Si cette séquence du ranch est exemplaire, elle se conclut néanmoins par l’un des moments les plus inconfortables du récit, synthétisant cette impression persistante que le film pourrait être lu comme une charge contre les hippies. Si les objections contre cette hypothèse existent (d’abord, l’ancien monde n’est pas plus désirable que le nouveau, si ce n’est, comme on l’a vu, qu’il est passé, ensuite par la présence essentiellement poétique du personnage de Pussycat), elle demeure une lecture possible possible du film, et pas la plus agréable.

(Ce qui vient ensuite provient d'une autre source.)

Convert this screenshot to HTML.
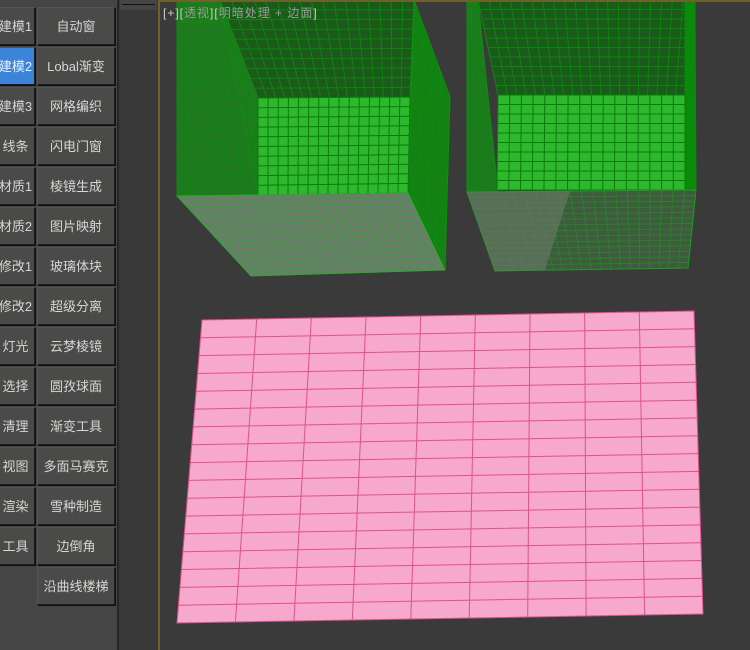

On peut raisonnablement reprocher à Once Upon de ne montrer de hippies qu’acquis à la famille Manson, auxquels il s’agit de coller une raclée méritée. Pourtant -après une césure temporelle qui fait remonter à la surface l’amertume secrète du film, et substituer à celui des jours le décompte des heures- la catharsis finale (et attendue si on suit à peu près la démarche de Tarantino, au moins depuis Death Proof) n’a pas la saveur vengeresse d’Inglourious Basterds. Car (comme un Mulholland Dr. qui éviterait de passer par le révélateur du Silencio) c’est un dernier acte bien plus modeste qui se joue. Tarantino s’était permis de tuer Hitler à l’écran parce qu’il le pouvait. Ici, dans une ultime volte-face qui fait entrer la morale là où on ne l’attendait pas, il avoue qu’il ne peut (moralement) pas représenter le massacre réel. Il ne peut jouer qu’une petite séquence de film d’horreur aux enjeux rabougris, en lieu et place de la tuerie réelle. Et c’est par cet anti-héroïsme même que ce parti-pris (de la mise en scène et du récit) touche profondément : non, il n’y a pas de geste authentiquement sauveur. Juste un conte factice qui touche au vrai, un objet consolateur, fétichiste et transitoire comme un doudou. Mais qui est conscient que la reconstitution d’une innocence fantasmée ne dure que le temps d’une projection. Avant de rejoindre la doublure de la fiction, celle où s’encaissent les coups qui font mal pour de vrai : le réel.